Sounds good to me. The CI stuff is important & powerful, but can sometimes be frustratingly cryptic to figure out.
So I'm not seeing the new workflows in the list on the Actions page, only see the "Build & test (develop)" and the "Python CI" ones. Do they show up for you? Not sure if it's a permissions thing for me or if the workflow files have to hit master before they show up.
Do they show up for you?
Nope. Same for me:
Ok, I'll merge develop into master and see if it registers the new workflows.
Hey Tommy,
The new workflows appear to all be working correctly. A couple notes on building the wheels.
I skipped building some Linux wheels (32-bit, musl, PyPy). Looks like many packages have dropped 32-bit Linux wheels and didn't seem necessary to start building them now. The musl & PyPy Linux folks I feel should mostly be fine with building from source.
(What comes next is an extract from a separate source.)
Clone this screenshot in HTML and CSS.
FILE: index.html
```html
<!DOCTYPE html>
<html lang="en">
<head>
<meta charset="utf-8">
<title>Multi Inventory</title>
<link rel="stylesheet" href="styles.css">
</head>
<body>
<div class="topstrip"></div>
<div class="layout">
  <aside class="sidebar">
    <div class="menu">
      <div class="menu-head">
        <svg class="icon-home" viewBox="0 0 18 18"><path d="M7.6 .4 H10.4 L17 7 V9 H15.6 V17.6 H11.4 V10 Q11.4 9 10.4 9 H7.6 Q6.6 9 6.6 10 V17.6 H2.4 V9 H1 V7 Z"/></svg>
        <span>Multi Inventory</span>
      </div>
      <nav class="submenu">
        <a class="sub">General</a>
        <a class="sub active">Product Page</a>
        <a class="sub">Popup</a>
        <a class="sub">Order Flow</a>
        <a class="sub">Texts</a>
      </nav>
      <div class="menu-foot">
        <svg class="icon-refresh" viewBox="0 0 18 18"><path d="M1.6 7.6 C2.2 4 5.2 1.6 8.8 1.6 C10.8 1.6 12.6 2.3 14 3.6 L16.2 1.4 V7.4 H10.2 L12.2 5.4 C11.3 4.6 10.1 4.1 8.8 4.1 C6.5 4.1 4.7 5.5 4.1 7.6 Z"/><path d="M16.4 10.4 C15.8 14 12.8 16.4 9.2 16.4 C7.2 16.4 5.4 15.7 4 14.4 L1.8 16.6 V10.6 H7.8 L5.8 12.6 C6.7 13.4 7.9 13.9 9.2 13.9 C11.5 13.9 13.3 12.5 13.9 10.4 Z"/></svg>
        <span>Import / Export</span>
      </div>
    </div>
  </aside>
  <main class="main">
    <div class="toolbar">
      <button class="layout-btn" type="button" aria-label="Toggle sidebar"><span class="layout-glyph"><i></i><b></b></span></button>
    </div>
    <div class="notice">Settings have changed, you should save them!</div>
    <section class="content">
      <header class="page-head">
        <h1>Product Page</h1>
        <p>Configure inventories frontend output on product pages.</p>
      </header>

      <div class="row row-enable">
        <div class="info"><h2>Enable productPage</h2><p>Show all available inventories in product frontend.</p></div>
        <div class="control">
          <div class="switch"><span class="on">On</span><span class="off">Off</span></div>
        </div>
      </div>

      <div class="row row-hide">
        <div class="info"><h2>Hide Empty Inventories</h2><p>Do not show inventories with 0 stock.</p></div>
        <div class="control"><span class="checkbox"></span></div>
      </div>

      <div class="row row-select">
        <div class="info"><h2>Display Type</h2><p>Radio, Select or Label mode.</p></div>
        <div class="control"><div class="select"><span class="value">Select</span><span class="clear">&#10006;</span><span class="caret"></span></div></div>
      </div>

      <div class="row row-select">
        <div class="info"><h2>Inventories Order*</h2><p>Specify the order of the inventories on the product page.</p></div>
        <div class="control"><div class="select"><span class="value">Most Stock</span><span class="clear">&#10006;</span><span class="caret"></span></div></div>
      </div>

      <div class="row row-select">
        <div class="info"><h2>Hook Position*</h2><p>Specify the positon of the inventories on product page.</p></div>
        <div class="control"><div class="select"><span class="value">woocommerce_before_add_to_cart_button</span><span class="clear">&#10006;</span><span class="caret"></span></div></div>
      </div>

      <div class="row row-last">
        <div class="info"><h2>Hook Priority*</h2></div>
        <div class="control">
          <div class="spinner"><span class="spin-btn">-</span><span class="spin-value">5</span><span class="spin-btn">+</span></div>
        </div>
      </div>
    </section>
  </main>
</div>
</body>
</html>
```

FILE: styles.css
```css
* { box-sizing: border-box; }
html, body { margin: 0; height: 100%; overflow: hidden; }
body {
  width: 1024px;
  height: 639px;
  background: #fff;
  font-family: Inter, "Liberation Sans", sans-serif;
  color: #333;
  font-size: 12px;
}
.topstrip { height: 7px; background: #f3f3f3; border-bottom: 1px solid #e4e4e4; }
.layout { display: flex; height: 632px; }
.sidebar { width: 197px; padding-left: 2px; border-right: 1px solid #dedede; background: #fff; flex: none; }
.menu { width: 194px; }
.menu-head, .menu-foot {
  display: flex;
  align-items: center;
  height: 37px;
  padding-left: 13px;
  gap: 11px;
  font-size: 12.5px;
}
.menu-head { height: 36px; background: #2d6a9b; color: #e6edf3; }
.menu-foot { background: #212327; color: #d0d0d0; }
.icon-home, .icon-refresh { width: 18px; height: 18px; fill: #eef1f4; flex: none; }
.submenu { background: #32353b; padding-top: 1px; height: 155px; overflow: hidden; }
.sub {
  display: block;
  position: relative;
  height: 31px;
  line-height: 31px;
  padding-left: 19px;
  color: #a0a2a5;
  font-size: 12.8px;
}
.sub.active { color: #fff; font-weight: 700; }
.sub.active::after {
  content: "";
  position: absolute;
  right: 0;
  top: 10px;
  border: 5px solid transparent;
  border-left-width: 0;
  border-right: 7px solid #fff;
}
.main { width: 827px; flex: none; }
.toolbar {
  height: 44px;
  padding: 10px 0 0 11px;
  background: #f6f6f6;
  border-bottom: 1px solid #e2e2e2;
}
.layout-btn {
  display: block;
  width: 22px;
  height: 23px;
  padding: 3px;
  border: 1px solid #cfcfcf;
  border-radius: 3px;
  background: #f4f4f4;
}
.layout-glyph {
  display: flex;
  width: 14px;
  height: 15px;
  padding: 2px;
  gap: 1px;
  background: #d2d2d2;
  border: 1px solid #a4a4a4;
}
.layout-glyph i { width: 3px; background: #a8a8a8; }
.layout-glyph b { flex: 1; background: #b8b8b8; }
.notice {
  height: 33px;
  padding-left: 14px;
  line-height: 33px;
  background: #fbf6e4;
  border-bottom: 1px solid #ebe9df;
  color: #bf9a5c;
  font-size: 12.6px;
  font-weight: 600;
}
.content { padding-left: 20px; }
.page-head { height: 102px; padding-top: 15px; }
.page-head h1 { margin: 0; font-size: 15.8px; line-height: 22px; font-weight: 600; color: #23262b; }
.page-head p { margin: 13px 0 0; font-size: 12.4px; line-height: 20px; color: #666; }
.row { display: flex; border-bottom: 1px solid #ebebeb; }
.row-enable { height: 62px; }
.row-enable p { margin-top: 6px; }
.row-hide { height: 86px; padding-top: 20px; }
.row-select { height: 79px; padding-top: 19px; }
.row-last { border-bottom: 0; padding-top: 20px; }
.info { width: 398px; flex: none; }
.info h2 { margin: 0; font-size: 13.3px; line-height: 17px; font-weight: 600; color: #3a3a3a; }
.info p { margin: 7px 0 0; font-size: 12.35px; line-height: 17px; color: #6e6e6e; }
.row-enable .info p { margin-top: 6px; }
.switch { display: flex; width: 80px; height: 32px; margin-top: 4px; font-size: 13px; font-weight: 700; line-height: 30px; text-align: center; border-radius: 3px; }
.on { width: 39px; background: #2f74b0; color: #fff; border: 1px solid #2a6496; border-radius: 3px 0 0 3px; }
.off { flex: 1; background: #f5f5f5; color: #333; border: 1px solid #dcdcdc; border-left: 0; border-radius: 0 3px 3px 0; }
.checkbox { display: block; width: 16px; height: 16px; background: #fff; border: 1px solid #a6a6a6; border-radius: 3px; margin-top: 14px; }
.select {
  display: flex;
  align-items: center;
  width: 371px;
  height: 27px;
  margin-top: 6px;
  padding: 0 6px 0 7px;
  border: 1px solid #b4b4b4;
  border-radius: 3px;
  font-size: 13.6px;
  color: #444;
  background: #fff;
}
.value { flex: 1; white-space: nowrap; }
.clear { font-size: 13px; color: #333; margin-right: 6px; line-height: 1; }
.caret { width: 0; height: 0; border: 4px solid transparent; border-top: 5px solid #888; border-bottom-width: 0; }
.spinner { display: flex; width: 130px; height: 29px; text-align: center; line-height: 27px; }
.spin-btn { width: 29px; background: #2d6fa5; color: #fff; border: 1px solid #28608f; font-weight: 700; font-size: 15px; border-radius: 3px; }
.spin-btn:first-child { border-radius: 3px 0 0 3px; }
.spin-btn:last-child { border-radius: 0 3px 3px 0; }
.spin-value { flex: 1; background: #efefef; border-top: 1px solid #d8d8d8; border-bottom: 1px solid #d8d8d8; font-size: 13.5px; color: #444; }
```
I thought about doing the same for Windows 32-bit but I think there are still some percentage of these users out there due to Python itself distributing 32-bit installers (even for 64-bit systems) for a while. On the Mac side, the Apple Silicon wheels are now available. And all the platforms have Python 3.12 wheels.
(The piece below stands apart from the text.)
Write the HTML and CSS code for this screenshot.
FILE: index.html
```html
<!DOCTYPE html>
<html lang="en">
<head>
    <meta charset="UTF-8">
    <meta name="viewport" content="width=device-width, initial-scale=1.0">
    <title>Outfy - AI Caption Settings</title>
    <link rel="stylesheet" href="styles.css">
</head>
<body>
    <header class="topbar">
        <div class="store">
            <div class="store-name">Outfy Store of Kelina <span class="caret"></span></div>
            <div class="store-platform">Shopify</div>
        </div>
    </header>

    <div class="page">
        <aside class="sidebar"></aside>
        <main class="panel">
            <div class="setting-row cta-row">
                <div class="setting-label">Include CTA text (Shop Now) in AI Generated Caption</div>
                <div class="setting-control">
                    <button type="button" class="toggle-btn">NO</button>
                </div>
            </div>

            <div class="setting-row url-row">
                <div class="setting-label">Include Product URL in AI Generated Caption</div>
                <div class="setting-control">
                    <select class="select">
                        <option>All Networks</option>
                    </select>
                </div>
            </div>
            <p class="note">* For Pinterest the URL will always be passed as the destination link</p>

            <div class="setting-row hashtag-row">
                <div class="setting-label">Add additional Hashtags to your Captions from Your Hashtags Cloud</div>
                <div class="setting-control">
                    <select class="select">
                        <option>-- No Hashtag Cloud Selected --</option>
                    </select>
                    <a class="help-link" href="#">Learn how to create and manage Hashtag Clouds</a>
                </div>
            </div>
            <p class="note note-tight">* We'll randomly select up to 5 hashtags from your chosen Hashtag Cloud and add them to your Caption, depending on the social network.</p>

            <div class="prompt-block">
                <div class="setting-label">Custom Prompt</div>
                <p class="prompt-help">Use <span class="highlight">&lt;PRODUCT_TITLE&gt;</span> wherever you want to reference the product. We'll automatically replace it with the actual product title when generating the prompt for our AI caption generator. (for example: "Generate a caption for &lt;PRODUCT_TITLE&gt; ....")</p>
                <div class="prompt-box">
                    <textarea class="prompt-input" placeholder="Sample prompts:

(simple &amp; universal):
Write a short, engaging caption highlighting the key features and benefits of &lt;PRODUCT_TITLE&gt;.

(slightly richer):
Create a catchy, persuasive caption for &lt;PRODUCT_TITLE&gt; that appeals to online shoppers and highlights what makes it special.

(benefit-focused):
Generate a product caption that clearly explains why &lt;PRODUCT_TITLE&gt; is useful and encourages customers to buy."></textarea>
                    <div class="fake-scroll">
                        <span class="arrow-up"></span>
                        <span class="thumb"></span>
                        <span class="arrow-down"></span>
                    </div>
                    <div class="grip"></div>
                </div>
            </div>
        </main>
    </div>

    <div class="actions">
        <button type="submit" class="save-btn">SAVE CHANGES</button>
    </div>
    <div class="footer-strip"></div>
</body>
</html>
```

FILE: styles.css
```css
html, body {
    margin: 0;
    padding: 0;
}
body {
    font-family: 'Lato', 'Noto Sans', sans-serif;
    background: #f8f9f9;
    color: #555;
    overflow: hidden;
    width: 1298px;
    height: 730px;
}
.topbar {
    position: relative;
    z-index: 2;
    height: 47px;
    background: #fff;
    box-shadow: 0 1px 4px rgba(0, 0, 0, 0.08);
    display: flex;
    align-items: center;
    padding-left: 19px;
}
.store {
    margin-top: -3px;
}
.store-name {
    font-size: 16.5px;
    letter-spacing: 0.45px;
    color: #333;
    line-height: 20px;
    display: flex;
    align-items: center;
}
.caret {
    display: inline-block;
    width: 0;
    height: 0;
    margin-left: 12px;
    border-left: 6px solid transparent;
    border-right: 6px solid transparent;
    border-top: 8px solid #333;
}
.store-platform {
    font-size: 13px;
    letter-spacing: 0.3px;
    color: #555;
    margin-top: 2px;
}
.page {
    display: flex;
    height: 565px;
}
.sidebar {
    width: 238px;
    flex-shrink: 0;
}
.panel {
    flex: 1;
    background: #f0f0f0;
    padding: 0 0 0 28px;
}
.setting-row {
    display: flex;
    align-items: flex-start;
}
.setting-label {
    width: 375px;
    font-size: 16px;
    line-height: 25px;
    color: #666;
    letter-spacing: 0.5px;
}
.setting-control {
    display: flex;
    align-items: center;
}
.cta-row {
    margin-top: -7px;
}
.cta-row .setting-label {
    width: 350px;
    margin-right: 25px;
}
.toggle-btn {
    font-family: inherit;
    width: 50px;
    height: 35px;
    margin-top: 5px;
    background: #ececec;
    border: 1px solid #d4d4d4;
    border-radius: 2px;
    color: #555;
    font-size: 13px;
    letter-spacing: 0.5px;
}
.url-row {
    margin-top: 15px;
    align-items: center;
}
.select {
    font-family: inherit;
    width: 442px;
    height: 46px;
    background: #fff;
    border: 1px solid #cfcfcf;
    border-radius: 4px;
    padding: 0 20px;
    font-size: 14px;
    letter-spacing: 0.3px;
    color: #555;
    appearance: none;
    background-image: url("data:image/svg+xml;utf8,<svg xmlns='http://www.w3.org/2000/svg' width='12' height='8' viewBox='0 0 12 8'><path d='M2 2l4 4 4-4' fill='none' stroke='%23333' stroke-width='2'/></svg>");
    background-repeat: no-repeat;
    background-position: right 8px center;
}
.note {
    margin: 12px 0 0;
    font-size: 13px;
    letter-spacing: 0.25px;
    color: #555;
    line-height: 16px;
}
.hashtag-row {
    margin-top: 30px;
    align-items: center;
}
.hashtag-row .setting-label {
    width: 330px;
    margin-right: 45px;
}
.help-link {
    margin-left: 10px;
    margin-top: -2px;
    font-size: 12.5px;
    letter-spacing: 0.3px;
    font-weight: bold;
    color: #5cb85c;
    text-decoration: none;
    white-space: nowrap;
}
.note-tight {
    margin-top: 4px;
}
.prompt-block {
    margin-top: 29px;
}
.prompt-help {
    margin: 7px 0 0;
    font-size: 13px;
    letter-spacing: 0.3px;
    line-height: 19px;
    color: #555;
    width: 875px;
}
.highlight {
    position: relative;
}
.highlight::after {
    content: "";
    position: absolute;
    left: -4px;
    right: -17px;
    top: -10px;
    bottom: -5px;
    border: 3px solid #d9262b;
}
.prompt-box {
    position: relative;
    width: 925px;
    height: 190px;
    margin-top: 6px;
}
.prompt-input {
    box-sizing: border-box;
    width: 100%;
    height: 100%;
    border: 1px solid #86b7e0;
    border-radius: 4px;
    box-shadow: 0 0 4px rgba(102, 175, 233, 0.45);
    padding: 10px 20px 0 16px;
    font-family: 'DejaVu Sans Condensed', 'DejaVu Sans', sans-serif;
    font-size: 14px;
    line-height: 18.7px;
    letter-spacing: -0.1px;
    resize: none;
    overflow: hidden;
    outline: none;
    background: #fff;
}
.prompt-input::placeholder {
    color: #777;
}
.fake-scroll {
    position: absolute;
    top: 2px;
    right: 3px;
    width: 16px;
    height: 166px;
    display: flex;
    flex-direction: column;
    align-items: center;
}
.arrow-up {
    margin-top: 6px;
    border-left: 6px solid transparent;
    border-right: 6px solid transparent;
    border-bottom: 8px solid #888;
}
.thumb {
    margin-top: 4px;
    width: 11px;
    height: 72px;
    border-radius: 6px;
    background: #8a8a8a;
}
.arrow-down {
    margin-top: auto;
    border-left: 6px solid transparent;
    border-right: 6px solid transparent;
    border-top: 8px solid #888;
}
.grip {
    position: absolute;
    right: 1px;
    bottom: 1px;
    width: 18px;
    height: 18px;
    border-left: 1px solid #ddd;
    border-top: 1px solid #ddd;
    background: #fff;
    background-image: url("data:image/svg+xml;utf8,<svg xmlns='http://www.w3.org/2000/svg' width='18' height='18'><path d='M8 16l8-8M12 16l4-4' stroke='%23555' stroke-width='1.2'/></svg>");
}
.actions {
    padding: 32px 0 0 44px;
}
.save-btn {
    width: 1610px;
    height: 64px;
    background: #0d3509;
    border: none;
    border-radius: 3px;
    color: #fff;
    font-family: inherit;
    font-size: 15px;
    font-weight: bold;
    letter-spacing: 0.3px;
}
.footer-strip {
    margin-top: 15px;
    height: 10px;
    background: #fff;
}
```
The "Build wheels" workflow allows building the wheels on non-master branches without pushing to PyPI, but will publish if run from the master branch. Though the workflow does have to be manually triggered.
I think that's everything. Do you want the next version to be 1.1.8 or 1.2.0? It's arbitrary I suppose, there aren't any new features but it does have 3.12 support. In either case, if you are happy with how everything looks, all that is left is to merge develop into master, let the tests run, and trigger the build wheels.
Sounds good. Great work!
Do you want the next version to be 1.1.8 or 1.2.0?
1.1.8
is probably fine.
In either case, if you are happy with how everything looks, all that is left is to merge develop into master, let the tests run, and trigger the build wheels.
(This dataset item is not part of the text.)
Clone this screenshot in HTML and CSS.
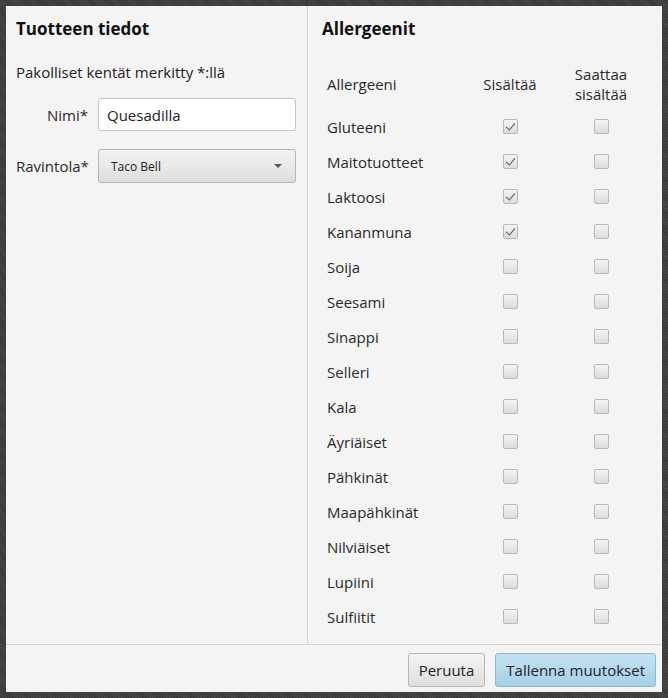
FILE: index.html
```html
<!DOCTYPE html>
<html lang="fi">
<head>
<meta charset="utf-8">
<title>Tuotteen tiedot</title>
<link rel="stylesheet" href="styles.css">
</head>
<body>
<div class="frame">
  <div class="window">
    <div class="main">
      <section class="left">
        <h2 class="title">Tuotteen tiedot</h2>
        <p class="note">Pakolliset kentät merkitty *:llä</p>
        <div class="form">
          <label class="lbl">Nimi*</label>
          <div class="field">Quesadilla</div>
          <label class="lbl">Ravintola*</label>
          <div class="combo"><span>Taco Bell</span><span class="arrow"></span></div>
        </div>
      </section>
      <section class="right">
        <h2 class="title">Allergeenit</h2>
        <div class="table">
          <div class="head">Allergeeni</div>
          <div class="head center">Sisältää</div>
          <div class="head center">Saattaa<br>sisältää</div>

          <div class="name">Gluteeni</div><div class="cell"><span class="cb on"></span></div><div class="cell"><span class="cb"></span></div>
          <div class="name">Maitotuotteet</div><div class="cell"><span class="cb on"></span></div><div class="cell"><span class="cb"></span></div>
          <div class="name">Laktoosi</div><div class="cell"><span class="cb on"></span></div><div class="cell"><span class="cb"></span></div>
          <div class="name">Kananmuna</div><div class="cell"><span class="cb on"></span></div><div class="cell"><span class="cb"></span></div>
          <div class="name">Soija</div><div class="cell"><span class="cb"></span></div><div class="cell"><span class="cb"></span></div>
          <div class="name">Seesami</div><div class="cell"><span class="cb"></span></div><div class="cell"><span class="cb"></span></div>
          <div class="name">Sinappi</div><div class="cell"><span class="cb"></span></div><div class="cell"><span class="cb"></span></div>
          <div class="name">Selleri</div><div class="cell"><span class="cb"></span></div><div class="cell"><span class="cb"></span></div>
          <div class="name">Kala</div><div class="cell"><span class="cb"></span></div><div class="cell"><span class="cb"></span></div>
          <div class="name">Äyriäiset</div><div class="cell"><span class="cb"></span></div><div class="cell"><span class="cb"></span></div>
          <div class="name">Pähkinät</div><div class="cell"><span class="cb"></span></div><div class="cell"><span class="cb"></span></div>
          <div class="name">Maapähkinät</div><div class="cell"><span class="cb"></span></div><div class="cell"><span class="cb"></span></div>
          <div class="name">Nilviäiset</div><div class="cell"><span class="cb"></span></div><div class="cell"><span class="cb"></span></div>
          <div class="name">Lupiini</div><div class="cell"><span class="cb"></span></div><div class="cell"><span class="cb"></span></div>
          <div class="name">Sulfiitit</div><div class="cell"><span class="cb"></span></div><div class="cell"><span class="cb"></span></div>
        </div>
      </section>
    </div>
    <footer class="bar">
      <button class="btn">Peruuta</button>
      <button class="btn primary">Tallenna muutokset</button>
    </footer>
  </div>
</div>
</body>
</html>
```

FILE: styles.css
```css
html, body {
  margin: 0;
  padding: 0;
  height: 100%;
}
body {
  background: #3f3f3f;
  font-family: "Open Sans", "Noto Sans", sans-serif;
  color: #2a2a2a;
}
.frame {
  padding: 6px;
  height: 698px;
  box-sizing: border-box;
  background-color: #3d3d3d;
  background-image: repeating-linear-gradient(45deg, #464646 0 1px, #393939 1px 2px);
}
.window {
  height: 100%;
  background: #f4f4f4;
  display: flex;
  flex-direction: column;
}
.main {
  flex: 1;
  display: flex;
  border-bottom: 1px solid #d2d2d2;
}
.left {
  width: 302px;
  border-right: 1px solid #d2d2d2;
  padding: 11px 0 0 10px;
  box-sizing: border-box;
  flex: none;
}
.right {
  flex: 1;
  padding: 11px 0 0 14px;
}
.title {
  margin: 0;
  font-size: 17px;
  font-weight: 700;
  color: #111;
  line-height: 24px;
}
.note {
  margin: 21px 0 0 0;
  font-size: 15px;
  line-height: 20px;
  color: #222;
}
.form {
  margin-top: 16px;
  display: grid;
  grid-template-columns: 72px 198px;
  column-gap: 10px;
  row-gap: 18px;
  align-items: center;
}
.lbl {
  font-size: 15px;
  color: #2a2a2a;
  text-align: right;
}
.field {
  height: 33px;
  box-sizing: border-box;
  border: 1px solid #c6c6c6;
  border-radius: 3px;
  background: #fff;
  font-size: 15px;
  padding: 0 8px;
  display: flex;
  align-items: center;
  color: #222;
}
.combo {
  height: 34px;
  box-sizing: border-box;
  border: 1px solid #b5b5b5;
  border-radius: 3px;
  background: linear-gradient(#f3f3f3, #dedede);
  font-size: 12px;
  padding: 0 12px;
  display: flex;
  align-items: center;
  justify-content: space-between;
  color: #222;
}
.arrow {
  width: 0;
  height: 0;
  border-left: 4px solid transparent;
  border-right: 4px solid transparent;
  border-top: 4px solid #555;
  margin-right: 1px;
}
.table {
  margin-top: 19px;
  margin-left: 5px;
  display: grid;
  grid-template-columns: 140px 86px 96px;
  grid-template-rows: 49px;
  grid-auto-rows: 35px;
  align-items: center;
  font-size: 15px;
  color: #2a2a2a;
}
.head {
  align-self: stretch;
  line-height: 20px;
  height: 40px;
  margin-top: 4px;
  display: flex;
  align-items: center;
}
.center {
  justify-content: center;
  text-align: center;
}
.cell {
  display: flex;
  justify-content: center;
}
.cb {
  width: 15px;
  height: 15px;
  box-sizing: border-box;
  border: 1px solid #b9b9b9;
  border-radius: 2px;
  background: linear-gradient(#f4f4f4, #dcdcdc);
  position: relative;
}
.cb.on::after {
  content: "";
  position: absolute;
  left: 4px;
  top: 1px;
  width: 4px;
  height: 8px;
  border-right: 1.6px solid #555;
  border-bottom: 1.6px solid #555;
  transform: rotate(40deg);
}
.bar {
  height: 47px;
  flex: none;
  display: flex;
  justify-content: flex-end;
  align-items: flex-start;
  gap: 10px;
  padding: 8px 6px 0 0;
  box-sizing: border-box;
}
.btn {
  height: 34px;
  font-family: inherit;
  font-size: 15px;
  color: #222;
  padding: 0 10px;
  border: 1px solid #b5b5b5;
  border-radius: 3px;
  background: linear-gradient(#f4f4f4, #dedede);
}
.btn.primary {
  border-color: #92b7cd;
  background: linear-gradient(#c5e2f3, #a6d0e8);
}
```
Great, please go ahead. :+1:
Version 1.1.8 is published & I tagged a release. Unless an issue pops up, that'll be it for a while. Take it easy Tommy!
Very nice. Thanks for good work!
Tommy,
I noticed the merge into master triggered a published release on PyPI. Looks like any commit to master will do this, is this the intended behavior? Maybe there's a way to trigger this on a tagged release?